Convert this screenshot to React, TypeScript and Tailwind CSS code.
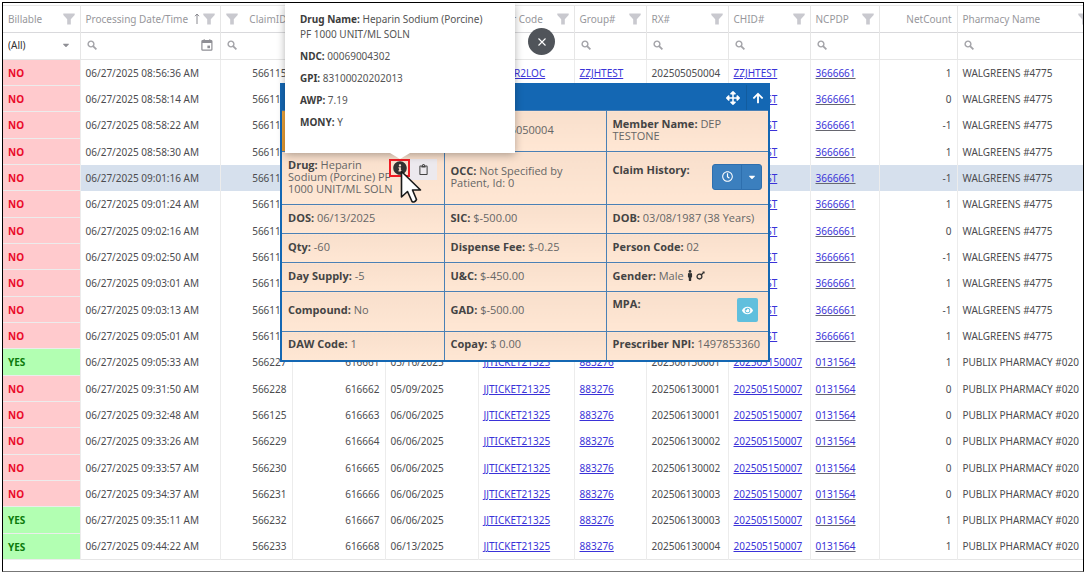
import React, { useState } from 'react';
import { FaArrowUp, FaArrowsAlt, FaCaretDown, FaEye, FaInfoCircle, FaMale, FaMars, FaRegClipboard, FaRegClock } from 'react-icons/fa';

type Column = {
    title: string;
    width: string;
    align?: 'right';
    filter?: boolean;
    sorted?: boolean;
    search?: 'select' | 'date' | 'text' | 'none';
};

type Row = {
    billable: 'YES' | 'NO';
    time: string;
    claim: string;
    auth: string;
    fill: string;
    carrier: string;
    group: string;
    rx: string;
    chid: string;
    ncpdp: string;
    net: number;
    pharmacy: string;
};

const columns: Column[] = [
    { title: 'Billable', width: 'w-[77px]', filter: true, search: 'select' },
    { title: 'Processing Date/Time', width: 'w-[140px]', filter: true, sorted: true, search: 'date' },
    { title: 'ClaimID', width: 'w-[72px]', align: 'right', filter: true, search: 'text' },
    { title: 'AuthNo', width: 'w-[93px]', align: 'right', filter: true, search: 'text' },
    { title: 'DOS', width: 'w-[93px]', filter: true, search: 'text' },
    { title: 'Carrier Code', width: 'w-[96px]', filter: true, search: 'text' },
    { title: 'Group#', width: 'w-[72px]', filter: true, search: 'text' },
    { title: 'RX#', width: 'w-[82px]', filter: true, search: 'text' },
    { title: 'CHID#', width: 'w-[82px]', filter: true, search: 'text' },
    { title: 'NCPDP', width: 'w-[69px]', filter: true, search: 'text' },
    { title: 'NetCount', width: 'w-[78px]', align: 'right', search: 'none' },
    { title: 'Pharmacy Name', width: 'w-[138px]', filter: true, search: 'text' },
];

const walgreens = (time: string, claim: string, net: number): Row => ({
    billable: 'NO',
    time,
    claim,
    auth: '616650',
    fill: '06/13/2025',
    carrier: 'CENTER2LOC',
    group: 'ZZJHTEST',
    rx: '202505050004',
    chid: 'ZZJHTEST',
    ncpdp: '3666661',
    net,
    pharmacy: 'WALGREENS #4775',
});

const publix = (billable: 'YES' | 'NO', time: string, claim: string, auth: string, fill: string, rx: string, net: number): Row => ({
    billable,
    time,
    claim,
    auth,
    fill,
    carrier: 'JJTICKET21325',
    group: '883276',
    rx,
    chid: '202505150007',
    ncpdp: '0131564',
    net,
    pharmacy: 'PUBLIX PHARMACY #020',
});

const rows: Row[] = [
    walgreens('08:56:36', '566115', 1),
    walgreens('08:58:14', '566116', 0),
    walgreens('08:58:22', '566116', -1),
    walgreens('08:58:30', '566117', 1),
    walgreens('09:01:16', '566117', -1),
    walgreens('09:01:24', '566118', 1),
    walgreens('09:02:16', '566118', 0),
    walgreens('09:02:50', '566118', -1),
    walgreens('09:03:01', '566119', 1),
    walgreens('09:03:13', '566119', -1),
    walgreens('09:05:01', '566119', 1),
    publix('YES', '09:05:33', '566227', '616661', '05/16/2025', '202506130001', 1),
    publix('NO', '09:31:50', '566228', '616662', '05/09/2025', '202506130001', 0),
    publix('NO', '09:32:48', '566125', '616663', '06/06/2025', '202506130001', 0),
    publix('NO', '09:33:26', '566229', '616664', '06/06/2025', '202506130002', 0),
    publix('NO', '09:33:57', '566230', '616665', '06/06/2025', '202506130002', 0),
    publix('NO', '09:34:37', '566231', '616666', '06/06/2025', '202506130003', 0),
    publix('YES', '09:35:11', '566232', '616667', '06/06/2025', '202506130003', 1),
    publix('YES', '09:44:22', '566233', '616668', '06/13/2025', '202506130004', 1),
];

const FilterIcon = () => (
    <svg viewBox="0 0 12 12" className="size-3 fill-[#c9c9cf]">
        <path d="M0.3 0.5h11.4v1.6L7.8 6.2v5.3H4.2V6.2L0.3 2.1z" />
    </svg>
);

const SearchIcon = () => (
    <svg viewBox="0 0 10 10" className="size-[10px] shrink-0 fill-none stroke-[#a3a3a8]" strokeWidth="1.4">
        <circle cx="4" cy="4" r="2.9" />
        <path d="M6.1 6.1L9.4 9.4" strokeWidth="1.8" />
    </svg>
);

const CalendarIcon = () => (
    <svg viewBox="0 0 12 12" className="size-3 fill-none stroke-[#8f8f95]" strokeWidth="1.2">
        <rect x="0.9" y="1.6" width="10" height="9.6" rx="0.8" />
        <path d="M1 3h10" strokeWidth="2" />
        <path d="M3.2 0.2v2M8.8 0.2v2" />
        <rect x="6.4" y="6.6" width="2.6" height="2.6" fill="#8f8f95" stroke="none" />
    </svg>
);

const HeaderCell = ({ column }: { column: Column }) => (
    <th className="border-r border-[#e6e6e6] px-[5px] font-normal text-[#97979c]">
        <div className={`flex items-center justify-between ${column.align === 'right' ? 'flex-row-reverse' : ''}`}>
            <span>{column.title}</span>
            <span className="flex items-center">
                {column.sorted && (
                    <svg viewBox="0 0 6 12" className="mr-[3px] h-3 w-[6px] fill-none stroke-[#8a8a90]">
                        <path d="M3 11V1M1 3.2L3 1l2 2.2" />
                    </svg>
                )}
                {column.filter && (
                    <button aria-label={`Filter ${column.title}`}>
                        <FilterIcon />
                    </button>
                )}
            </span>
        </div>
    </th>
);

const SearchCell = ({ column }: { column: Column }) => {
    if (column.search === 'none') {
        return <td className="border-r border-[#e6e6e6]" />;
    }
    if (column.search === 'select') {
        return (
            <td className="border-r border-[#e6e6e6] px-[5px] pb-[2px]">
                <div className="relative flex items-center">
                    <select aria-label={column.title} className="w-full appearance-none text-[#333]">
                        <option>(All)</option>
                    </select>
                    <FaCaretDown className="pointer-events-none absolute right-1 size-[10px] text-[#8f8f95]" />
                </div>
            </td>
        );
    }
    return (
        <td className="border-r border-[#e6e6e6] px-[6px] pb-[2px]">
            <div className="flex items-center gap-1">
                <SearchIcon />
                <input aria-label={column.title} className="w-full min-w-0 outline-none" />
                {column.search === 'date' && (
                    <button aria-label="Pick a date" className="mr-px">
                        <CalendarIcon />
                    </button>
                )}
            </div>
        </td>
    );
};

const Link = ({ children, className = '' }: { children: React.ReactNode; className?: string }) => (
    <a href="#" className={`text-[#3a32d8] underline ${className}`}>
        {children}
    </a>
);

const ClaimsGrid = ({ selected, onSelect }: { selected: number; onSelect: (index: number) => void }) => (
    <table className="w-full min-w-[1092px] table-fixed border-collapse whitespace-nowrap border-y border-[#e6e6e6] text-left text-[10px] leading-[14px] text-[#4c4c4f]">
        <colgroup>
            {columns.map((column) => (
                <col key={column.title} className={column.width} />
            ))}
        </colgroup>
        <thead>
            <tr className="h-[27px] border-b border-[#d9d9dc]">
                {columns.map((column) => (
                    <HeaderCell key={column.title} column={column} />
                ))}
            </tr>
            <tr className="h-[27px] border-b border-[#e6e6e6]">
                {columns.map((column) => (
                    <SearchCell key={column.title} column={column} />
                ))}
            </tr>
        </thead>
        <tbody className="[&>tr:nth-child(3n)]:h-[27px] [&_td]:border-r [&_td]:border-[#ececec] [&_td]:px-[5px]">
            {rows.map((row, i) => (
                <tr key={row.time} onClick={() => onSelect(i)} className={`h-[26px] ${i === selected ? 'bg-[#d6e0ed]' : ''}`}>
                    <td
                        className={`border-b font-bold ${
                            row.billable === 'YES' ? 'border-b-[#dcf5dc] bg-[#b2ffb2] text-[#0c7a0c]' : 'border-b-[#fbe6e8] bg-[#ffcacd] text-[#ea0a2a]'
                        }`}
                    >
                        {row.billable}
                    </td>
                    <td>06/27/2025 {row.time} AM</td>
                    <td className="text-right">{row.claim}</td>
                    <td className="text-right">{row.auth}</td>
                    <td>{row.fill}</td>
                    <td><Link>{row.carrier}</Link></td>
                    <td><Link>{row.group}</Link></td>
                    <td>{row.rx}</td>
                    <td><Link>{row.chid}</Link></td>
                    <td><Link className="decoration-[#66666f]">{row.ncpdp}</Link></td>
                    <td className="text-right">{row.net}</td>
                    <td>{row.pharmacy}</td>
                </tr>
            ))}
        </tbody>
    </table>
);

const Field = ({ label, children }: { label: string; children?: React.ReactNode }) => (
    <span>
        <b className="font-bold text-[#444]">{label}:</b> {children}
    </span>
);

const ClaimPanel = () => (
    <section className="absolute left-[277px] top-[80px] w-[490px] border-2 border-[#1467b3] bg-[#1467b3] font-['Open_Sans',sans-serif] text-[11px] leading-[12px] text-[#666]">
        <header className="flex h-[25px] items-center justify-end text-white">
            <button aria-label="Move" className="flex h-full w-[26px] items-center justify-center">
                <FaArrowsAlt className="size-[14px]" />
            </button>
            <button aria-label="Collapse" className="flex h-full w-[22px] items-center justify-center border-l border-[#125c9f]">
                <FaArrowUp className="size-3" />
            </button>
        </header>
        <table className="w-full table-fixed border-collapse [&_td]:border [&_td]:border-[#4a80b5] [&_td]:bg-linear-to-b [&_td]:from-[#f8dfcc] [&_td]:to-[#ffe7d4] [&_td]:px-[6px] [&_td]:pb-[3px] [&_tr>td:first-child]:border-l-0 [&_tr>td:last-child]:border-r-0 [&_tr:last-child>td]:border-b-0">
            <tbody>
                <tr className="h-[41px]">
                    <td className="from-[#eda43c]! to-[#e79a31]!" />
                    <td><Field label="RX#">202505050004</Field></td>
                    <td><Field label="Member Name">DEP TESTONE</Field></td>
                </tr>
                <tr className="h-[53px]">
                    <td>
                        <div className="flex items-start">
                            <div className="w-[101px] whitespace-nowrap">
                                <Field label="Drug">Heparin<br />Sodium (Porcine) PF<br />1000 UNIT/ML SOLN</Field>
                            </div>
                            <button aria-label="Drug details" className="flex h-[18px] w-[21px] shrink-0 items-center justify-center border-2 border-[#f01c24]">
                                <FaInfoCircle className="size-[14px] shrink-0 text-[#333]" />
                            </button>
                            <button aria-label="Copy" className="flex h-[21px] w-[27px] shrink-0 items-center justify-center bg-[#ece9ee]">
                                <FaRegClipboard className="size-[11px] text-[#444]" />
                            </button>
                        </div>
                    </td>
                    <td><Field label="OCC">Not Specified by Patient, Id: 0</Field></td>
                    <td>
                        <div className="flex items-start justify-between">
                            <Field label="Claim History" />
                            <div className="flex h-[26px] rounded-[3px] border border-[#2e6fae] bg-[#3b7fbe] text-white">
                                <button aria-label="Claim history" className="flex w-[29px] items-center justify-center border-r border-[#2e6fae]">
                                    <FaRegClock className="size-[11px]" />
                                </button>
                                <button aria-label="More" className="flex w-[19px] items-center justify-center">
                                    <FaCaretDown className="size-[10px]" />
                                </button>
                            </div>
                        </div>
                    </td>
                </tr>
                <tr className="h-[29px]">
                    <td><Field label="DOS">06/13/2025</Field></td>
                    <td><Field label="SIC">$-500.00</Field></td>
                    <td><Field label="DOB">03/08/1987 (38 Years)</Field></td>
                </tr>
                <tr className="h-[29px]">
                    <td><Field label="Qty">-60</Field></td>
                    <td><Field label="Dispense Fee">$-0.25</Field></td>
                    <td><Field label="Person Code">02</Field></td>
                </tr>
                <tr className="h-[29px]">
                    <td><Field label="Day Supply">-5</Field></td>
                    <td><Field label="U&amp;C">$-450.00</Field></td>
                    <td>
                        <div className="flex items-center gap-[3px]">
                            <Field label="Gender">Male</Field>
                            <span className="flex items-center text-[#333]">
                                <FaMale className="h-[11px] w-[6px]" />
                                <FaMars className="ml-[2px] size-[11px]" />
                            </span>
                        </div>
                    </td>
                </tr>
                <tr className="h-[40px]">
                    <td><Field label="Compound">No</Field></td>
                    <td><Field label="GAD">$-500.00</Field></td>
                    <td>
                        <div className="flex items-start justify-between pr-1">
                            <Field label="MPA" />
                            <button aria-label="View MPA" className="flex h-[24px] w-[21px] items-center justify-center rounded-[2px] bg-[#60bfdd] text-white">
                                <FaEye className="size-[11px]" />
                            </button>
                        </div>
                    </td>
                </tr>
                <tr className="h-[28px]">
                    <td><Field label="DAW Code">1</Field></td>
                    <td><Field label="Copay">$ 0.00</Field></td>
                    <td><Field label="Prescriber NPI">1497853360</Field></td>
                </tr>
            </tbody>
        </table>
    </section>
);

const DrugTooltip = () => (
    <div role="tooltip" className="absolute left-[282px] top-0 h-[150px] w-[230px] bg-white pl-[15px] pr-[25px] pt-[9px] text-[10px] leading-[15px] text-[#555] shadow-[0_2px_8px_rgba(0,0,0,0.3)]">
        <div className="flex flex-col gap-[7px] [&_b]:text-[#3c3c3c]">
            <p><b>Drug Name:</b> Heparin Sodium (Porcine) PF 1000 UNIT/ML SOLN</p>
            <p><b>NDC:</b> 00069004302</p>
            <p><b>GPI:</b> 83100020202013</p>
            <p><b>AWP:</b> 7.19</p>
            <p><b>MONY:</b> Y</p>
        </div>
        <svg viewBox="0 0 20 6" className="absolute left-[105px] top-full h-[6px] w-5 fill-white">
            <path d="M0 0h20L10 6z" />
        </svg>
    </div>
);

const Cursor = () => (
    <svg viewBox="0 0 22 34" className="pointer-events-none absolute left-[397px] top-[167px] h-[34px] w-[22px]">
        <path d="M1.5 1.5V27L7.5 21.5L12 31.5Q14.5 33 16.5 29.5L12.5 20H20.5z" fill="#fff" stroke="#1a1a1a" strokeWidth="1.6" strokeLinejoin="round" />
    </svg>
);

const App: React.FC = () => {
    const [selected, setSelected] = useState(4);
    const [tooltipOpen, setTooltipOpen] = useState(true);

    return (
        <div className="h-screen bg-white px-0.5 pb-1 pt-0.5 font-['Noto_Sans',sans-serif]">
            <main className="relative h-full overflow-hidden border border-black border-b-[#777] pt-0.5">
                <ClaimsGrid selected={selected} onSelect={setSelected} />
                <ClaimPanel />
                {tooltipOpen && <DrugTooltip />}
                <button
                    aria-label="Close"
                    onClick={() => setTooltipOpen(false)}
                    className="absolute left-[525px] top-[25px] flex size-[27px] items-center justify-center rounded-full bg-[#50545a]"
                >
                    <svg viewBox="0 0 8 8" className="size-2 stroke-white" strokeWidth="1.1">
                        <path d="M0.5 0.5l7 7M7.5 0.5l-7 7" />
                    </svg>
                </button>
                <Cursor />
            </main>
        </div>
    );
};

export default App;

### WORK INSTRUCTIONS
Leave out any pictures, please, and quote only the lines from the top of the data through the line that contains "FaMars, FaRegClipboard, FaRegClock".

### EXERCISE OUTPUT
Convert this screenshot to React, TypeScript and Tailwind CSS code.
import React, { useState } from 'react';
import { FaArrowUp, FaArrowsAlt, FaCaretDown, FaEye, FaInfoCircle, FaMale, FaMars, FaRegClipboard, FaRegClock } from 'react-icons/fa';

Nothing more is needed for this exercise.